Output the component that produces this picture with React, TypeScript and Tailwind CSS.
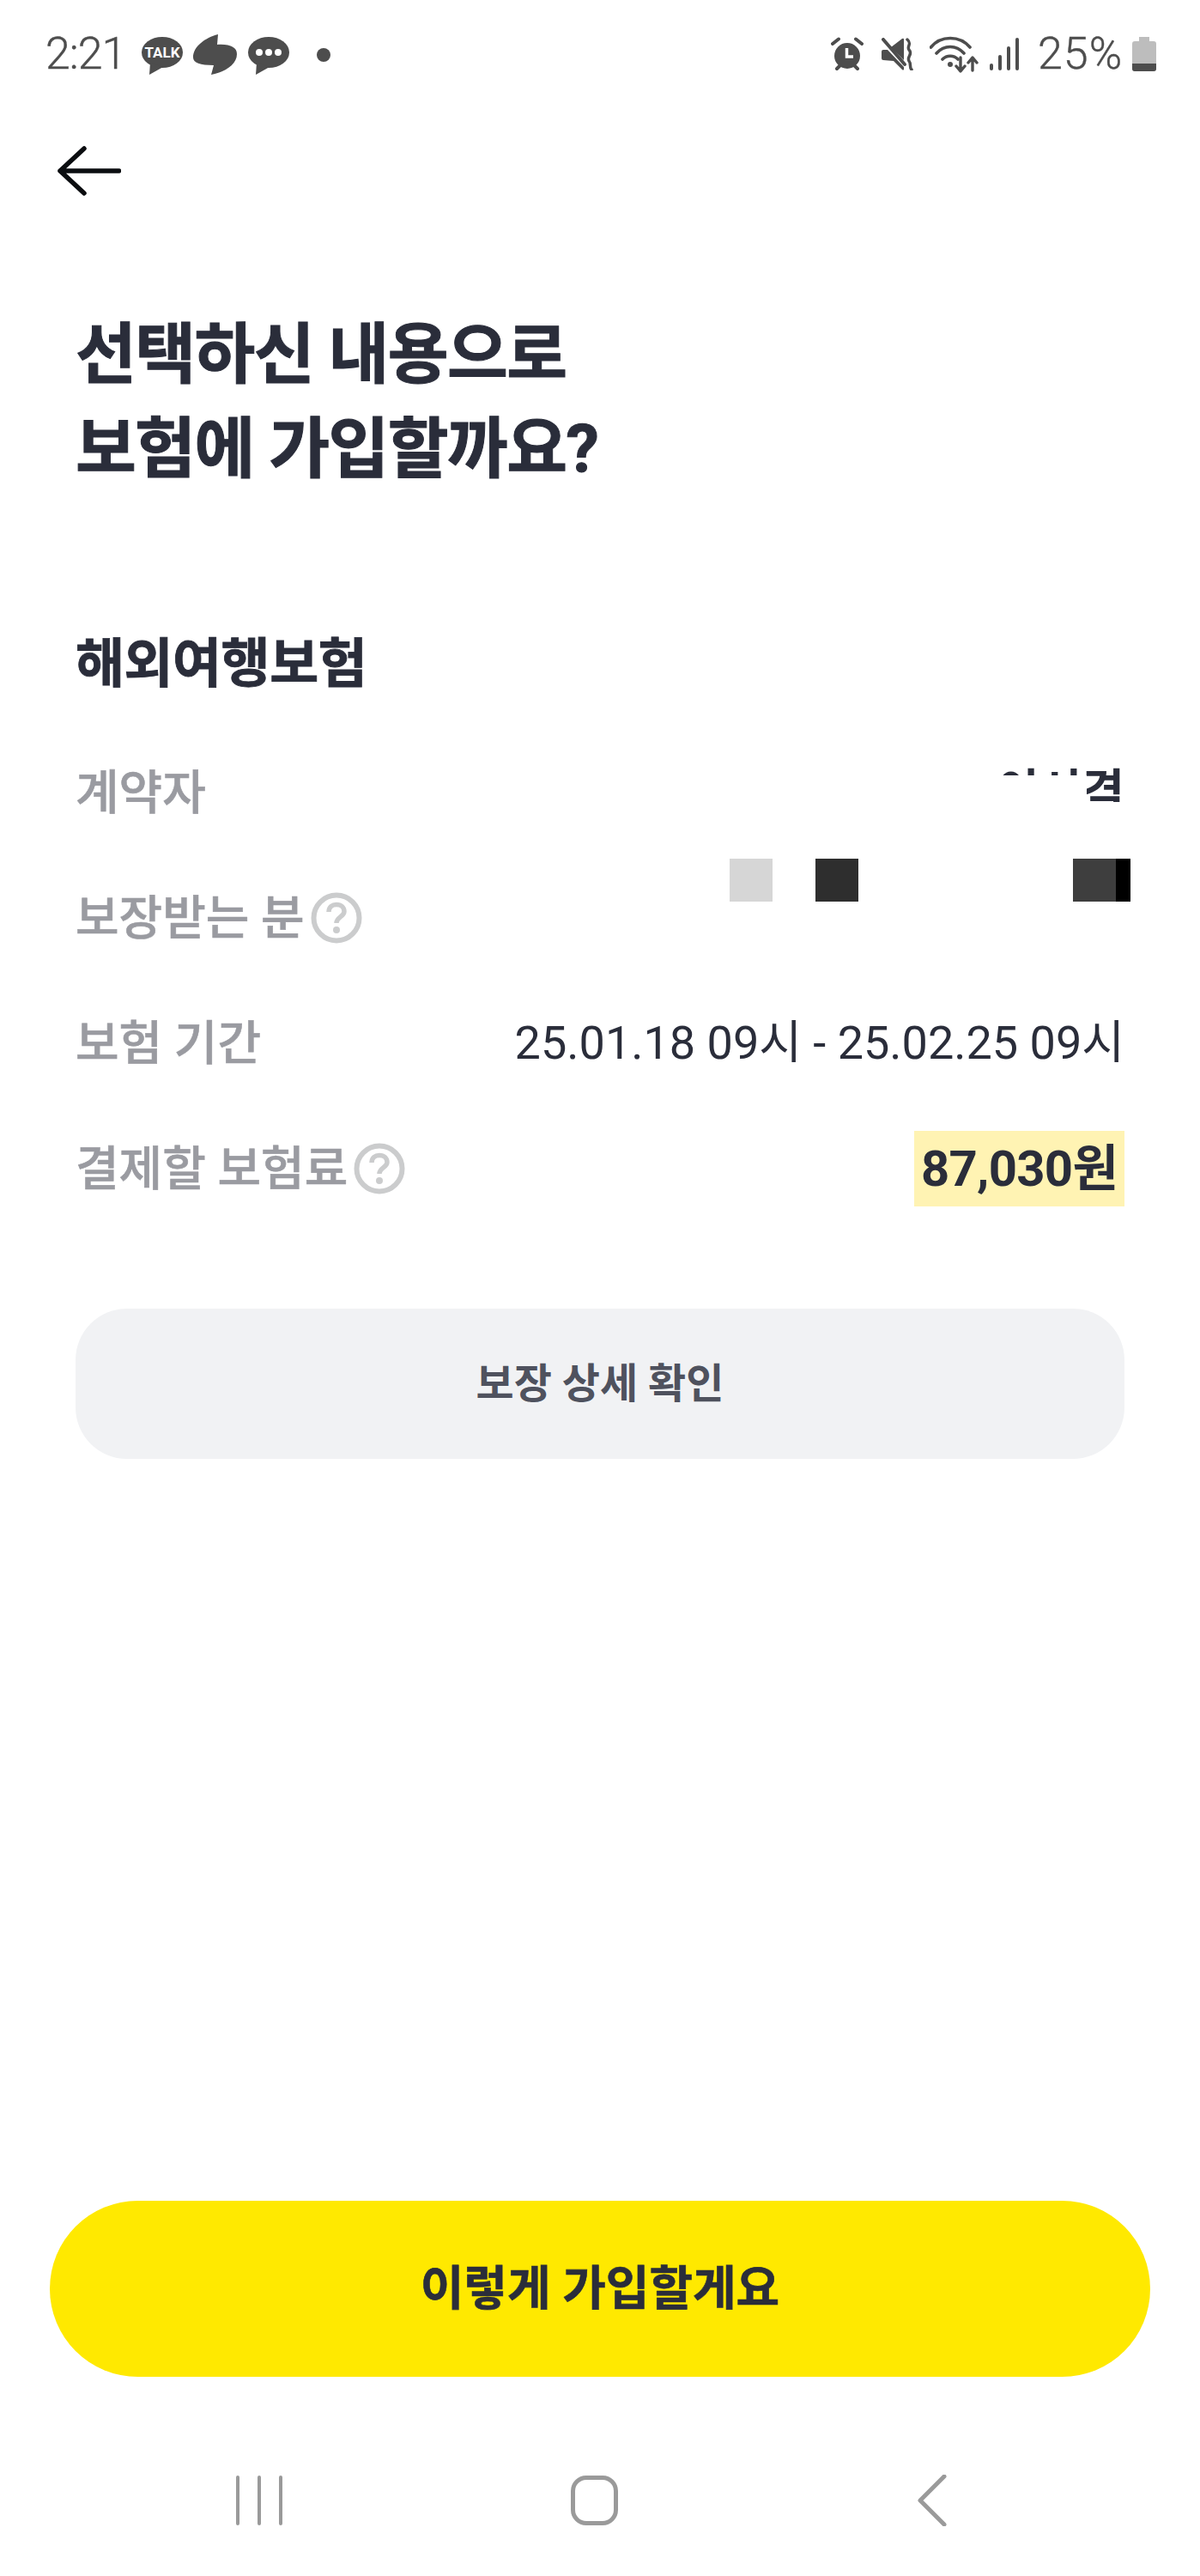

○ ○ ○

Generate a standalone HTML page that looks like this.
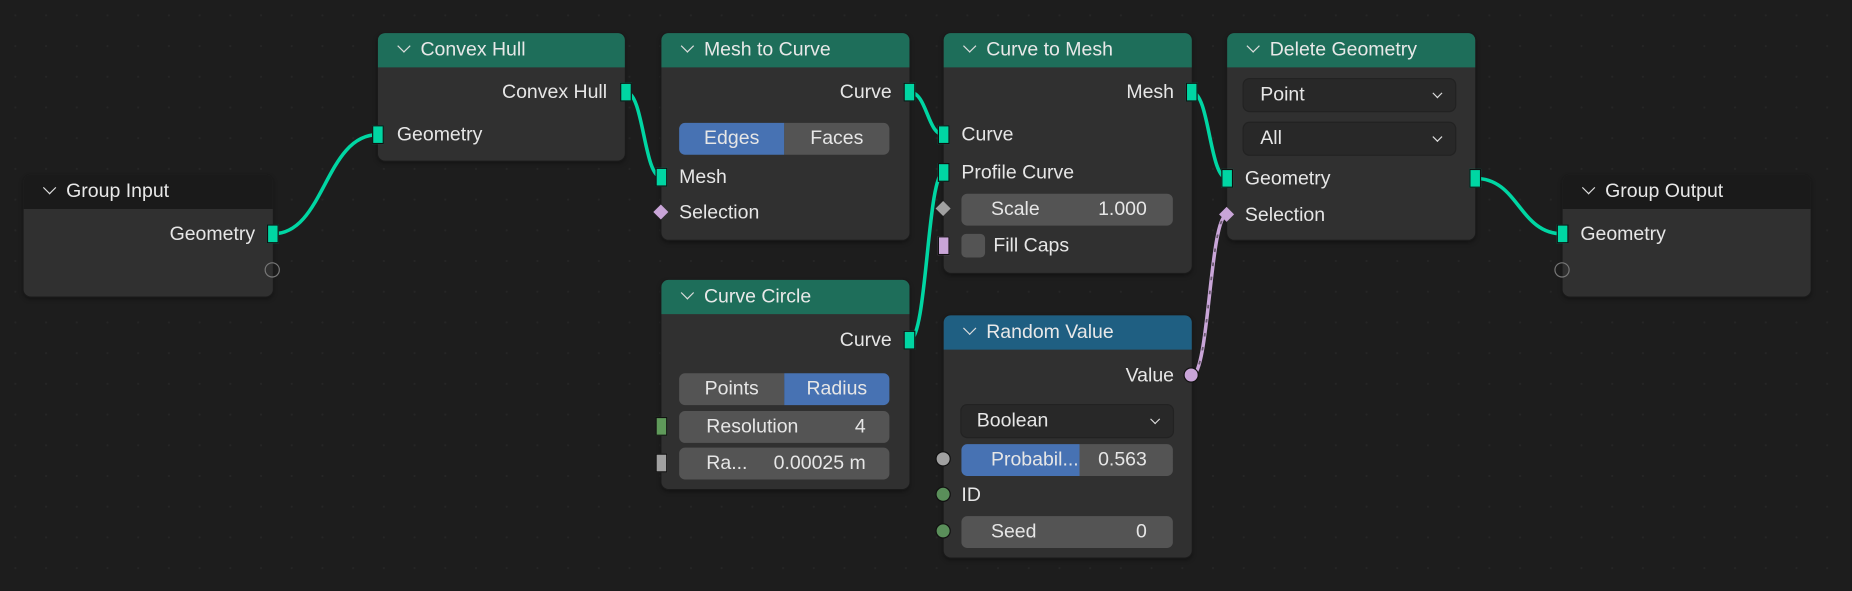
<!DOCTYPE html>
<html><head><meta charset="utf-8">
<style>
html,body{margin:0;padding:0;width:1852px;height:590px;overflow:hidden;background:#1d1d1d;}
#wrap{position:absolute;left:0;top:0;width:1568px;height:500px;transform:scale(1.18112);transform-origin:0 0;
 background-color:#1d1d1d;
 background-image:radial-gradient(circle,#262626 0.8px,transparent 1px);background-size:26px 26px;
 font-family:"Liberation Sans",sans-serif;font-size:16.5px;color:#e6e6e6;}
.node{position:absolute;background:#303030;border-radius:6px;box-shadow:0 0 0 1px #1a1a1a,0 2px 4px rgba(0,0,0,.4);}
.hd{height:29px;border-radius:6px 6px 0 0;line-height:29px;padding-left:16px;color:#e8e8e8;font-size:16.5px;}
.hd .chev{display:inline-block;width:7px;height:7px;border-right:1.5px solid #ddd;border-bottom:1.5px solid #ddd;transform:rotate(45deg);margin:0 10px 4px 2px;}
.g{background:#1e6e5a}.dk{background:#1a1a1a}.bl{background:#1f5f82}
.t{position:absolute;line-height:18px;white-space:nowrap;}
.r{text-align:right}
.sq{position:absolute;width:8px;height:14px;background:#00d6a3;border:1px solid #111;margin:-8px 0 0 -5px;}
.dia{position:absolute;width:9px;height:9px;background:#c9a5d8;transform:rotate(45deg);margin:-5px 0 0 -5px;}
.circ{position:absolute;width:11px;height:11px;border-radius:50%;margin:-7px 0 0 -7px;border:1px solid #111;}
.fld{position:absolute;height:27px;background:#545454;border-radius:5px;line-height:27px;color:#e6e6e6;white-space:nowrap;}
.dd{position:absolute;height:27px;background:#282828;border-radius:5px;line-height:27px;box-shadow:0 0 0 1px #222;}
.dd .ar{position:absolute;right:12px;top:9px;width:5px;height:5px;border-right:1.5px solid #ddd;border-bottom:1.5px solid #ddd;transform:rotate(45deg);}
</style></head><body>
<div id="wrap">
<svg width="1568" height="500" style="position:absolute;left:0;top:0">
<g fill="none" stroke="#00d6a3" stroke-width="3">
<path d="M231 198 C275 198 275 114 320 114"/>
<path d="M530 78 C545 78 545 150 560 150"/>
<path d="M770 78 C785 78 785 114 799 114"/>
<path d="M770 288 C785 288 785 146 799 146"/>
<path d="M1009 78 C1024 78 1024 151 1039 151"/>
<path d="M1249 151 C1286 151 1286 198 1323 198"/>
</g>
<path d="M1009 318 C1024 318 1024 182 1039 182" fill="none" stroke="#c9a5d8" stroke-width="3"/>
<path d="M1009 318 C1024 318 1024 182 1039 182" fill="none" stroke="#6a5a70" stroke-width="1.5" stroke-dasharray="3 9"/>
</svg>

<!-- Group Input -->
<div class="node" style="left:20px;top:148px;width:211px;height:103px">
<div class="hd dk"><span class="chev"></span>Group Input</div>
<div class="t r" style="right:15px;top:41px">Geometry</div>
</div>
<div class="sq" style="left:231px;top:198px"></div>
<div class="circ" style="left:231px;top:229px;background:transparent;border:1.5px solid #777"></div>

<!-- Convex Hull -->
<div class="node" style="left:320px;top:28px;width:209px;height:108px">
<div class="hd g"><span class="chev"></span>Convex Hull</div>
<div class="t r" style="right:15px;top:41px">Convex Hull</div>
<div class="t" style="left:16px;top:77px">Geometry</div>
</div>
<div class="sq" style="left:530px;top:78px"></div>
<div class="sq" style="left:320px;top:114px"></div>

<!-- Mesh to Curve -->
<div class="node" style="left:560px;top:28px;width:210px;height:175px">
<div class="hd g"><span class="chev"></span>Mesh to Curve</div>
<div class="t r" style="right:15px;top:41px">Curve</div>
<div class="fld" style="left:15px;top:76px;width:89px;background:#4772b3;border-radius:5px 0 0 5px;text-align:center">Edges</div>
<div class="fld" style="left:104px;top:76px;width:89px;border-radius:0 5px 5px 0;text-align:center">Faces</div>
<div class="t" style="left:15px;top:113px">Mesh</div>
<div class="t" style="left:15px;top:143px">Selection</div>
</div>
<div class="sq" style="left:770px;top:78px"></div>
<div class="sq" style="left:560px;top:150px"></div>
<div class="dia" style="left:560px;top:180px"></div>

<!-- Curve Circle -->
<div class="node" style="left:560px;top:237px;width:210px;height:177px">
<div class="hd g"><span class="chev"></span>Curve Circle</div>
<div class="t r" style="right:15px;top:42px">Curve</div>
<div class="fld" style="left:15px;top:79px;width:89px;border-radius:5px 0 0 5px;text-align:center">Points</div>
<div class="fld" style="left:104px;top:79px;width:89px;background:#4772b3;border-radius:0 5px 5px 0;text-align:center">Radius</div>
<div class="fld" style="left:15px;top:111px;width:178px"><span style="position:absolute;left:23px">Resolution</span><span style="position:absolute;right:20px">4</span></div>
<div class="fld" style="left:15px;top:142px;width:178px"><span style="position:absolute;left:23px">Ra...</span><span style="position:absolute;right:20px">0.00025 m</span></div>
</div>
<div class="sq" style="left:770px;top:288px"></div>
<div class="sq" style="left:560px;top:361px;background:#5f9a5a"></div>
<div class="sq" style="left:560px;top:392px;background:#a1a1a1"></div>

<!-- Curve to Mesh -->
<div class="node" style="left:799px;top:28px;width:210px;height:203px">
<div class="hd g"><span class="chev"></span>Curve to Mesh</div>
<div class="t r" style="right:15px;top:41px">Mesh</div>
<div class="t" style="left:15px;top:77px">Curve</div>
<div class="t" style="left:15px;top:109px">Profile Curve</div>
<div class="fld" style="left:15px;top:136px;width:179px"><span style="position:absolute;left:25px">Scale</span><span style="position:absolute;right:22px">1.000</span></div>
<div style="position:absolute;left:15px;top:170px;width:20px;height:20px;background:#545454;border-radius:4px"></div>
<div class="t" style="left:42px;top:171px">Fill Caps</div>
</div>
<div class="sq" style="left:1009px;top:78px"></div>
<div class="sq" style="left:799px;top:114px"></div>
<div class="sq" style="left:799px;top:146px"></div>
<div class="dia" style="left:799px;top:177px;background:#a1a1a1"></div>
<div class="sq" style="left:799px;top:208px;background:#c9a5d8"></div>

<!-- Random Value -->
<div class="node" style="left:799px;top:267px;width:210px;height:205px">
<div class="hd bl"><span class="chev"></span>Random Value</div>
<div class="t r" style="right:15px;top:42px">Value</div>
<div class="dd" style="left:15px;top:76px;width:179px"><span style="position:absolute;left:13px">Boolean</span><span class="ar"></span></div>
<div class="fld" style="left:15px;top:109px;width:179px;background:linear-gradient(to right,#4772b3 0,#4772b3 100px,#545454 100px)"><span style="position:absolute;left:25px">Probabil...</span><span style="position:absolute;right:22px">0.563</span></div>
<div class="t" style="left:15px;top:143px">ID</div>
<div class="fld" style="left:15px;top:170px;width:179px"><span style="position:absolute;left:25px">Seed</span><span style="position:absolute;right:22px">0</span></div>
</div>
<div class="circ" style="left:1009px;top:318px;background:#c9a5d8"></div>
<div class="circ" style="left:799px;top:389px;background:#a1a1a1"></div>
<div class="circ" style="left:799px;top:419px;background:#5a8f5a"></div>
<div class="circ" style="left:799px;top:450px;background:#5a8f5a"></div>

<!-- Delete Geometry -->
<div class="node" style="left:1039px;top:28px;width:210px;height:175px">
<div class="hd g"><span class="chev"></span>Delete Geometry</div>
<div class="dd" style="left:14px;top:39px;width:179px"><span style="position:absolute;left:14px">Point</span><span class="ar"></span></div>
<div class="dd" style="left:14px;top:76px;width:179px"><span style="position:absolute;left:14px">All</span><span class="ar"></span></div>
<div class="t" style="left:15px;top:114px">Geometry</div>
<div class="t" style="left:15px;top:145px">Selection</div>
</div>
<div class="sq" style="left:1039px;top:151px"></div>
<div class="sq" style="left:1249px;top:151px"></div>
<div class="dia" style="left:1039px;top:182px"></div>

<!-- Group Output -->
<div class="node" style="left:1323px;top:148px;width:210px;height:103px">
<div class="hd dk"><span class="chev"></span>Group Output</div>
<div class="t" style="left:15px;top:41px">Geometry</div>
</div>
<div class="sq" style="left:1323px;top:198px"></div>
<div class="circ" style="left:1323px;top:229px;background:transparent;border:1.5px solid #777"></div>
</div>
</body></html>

○ ○ ○

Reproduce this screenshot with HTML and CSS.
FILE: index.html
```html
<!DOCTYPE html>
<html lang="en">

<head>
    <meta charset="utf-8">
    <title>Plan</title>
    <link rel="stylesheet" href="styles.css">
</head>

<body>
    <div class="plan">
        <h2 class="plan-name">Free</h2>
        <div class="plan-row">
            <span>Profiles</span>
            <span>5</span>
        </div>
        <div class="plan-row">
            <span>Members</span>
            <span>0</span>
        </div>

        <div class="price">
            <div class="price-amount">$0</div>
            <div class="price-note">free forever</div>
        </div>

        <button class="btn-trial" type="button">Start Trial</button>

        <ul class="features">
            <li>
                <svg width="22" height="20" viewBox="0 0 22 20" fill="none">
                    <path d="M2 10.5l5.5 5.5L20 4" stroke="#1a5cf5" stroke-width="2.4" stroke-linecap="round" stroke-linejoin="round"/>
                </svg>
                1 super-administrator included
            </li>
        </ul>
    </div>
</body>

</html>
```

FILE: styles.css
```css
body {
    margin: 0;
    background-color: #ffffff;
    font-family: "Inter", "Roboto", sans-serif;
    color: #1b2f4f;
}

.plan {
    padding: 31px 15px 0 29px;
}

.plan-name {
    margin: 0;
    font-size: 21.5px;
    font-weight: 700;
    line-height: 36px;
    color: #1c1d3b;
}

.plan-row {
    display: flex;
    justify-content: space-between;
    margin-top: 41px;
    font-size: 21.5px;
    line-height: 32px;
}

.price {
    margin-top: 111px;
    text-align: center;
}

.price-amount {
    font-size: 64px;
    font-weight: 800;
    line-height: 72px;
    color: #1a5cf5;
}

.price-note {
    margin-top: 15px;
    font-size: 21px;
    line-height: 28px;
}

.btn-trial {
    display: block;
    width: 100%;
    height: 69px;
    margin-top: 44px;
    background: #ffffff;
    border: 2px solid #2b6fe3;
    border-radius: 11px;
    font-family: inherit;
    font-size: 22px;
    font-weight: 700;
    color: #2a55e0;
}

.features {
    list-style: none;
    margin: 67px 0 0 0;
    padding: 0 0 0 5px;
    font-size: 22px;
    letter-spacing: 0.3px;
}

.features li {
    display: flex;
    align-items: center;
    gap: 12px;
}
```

○ ○ ○

- To do
The answer is one number: how many lines of the material above contain "this".

- Right answer
3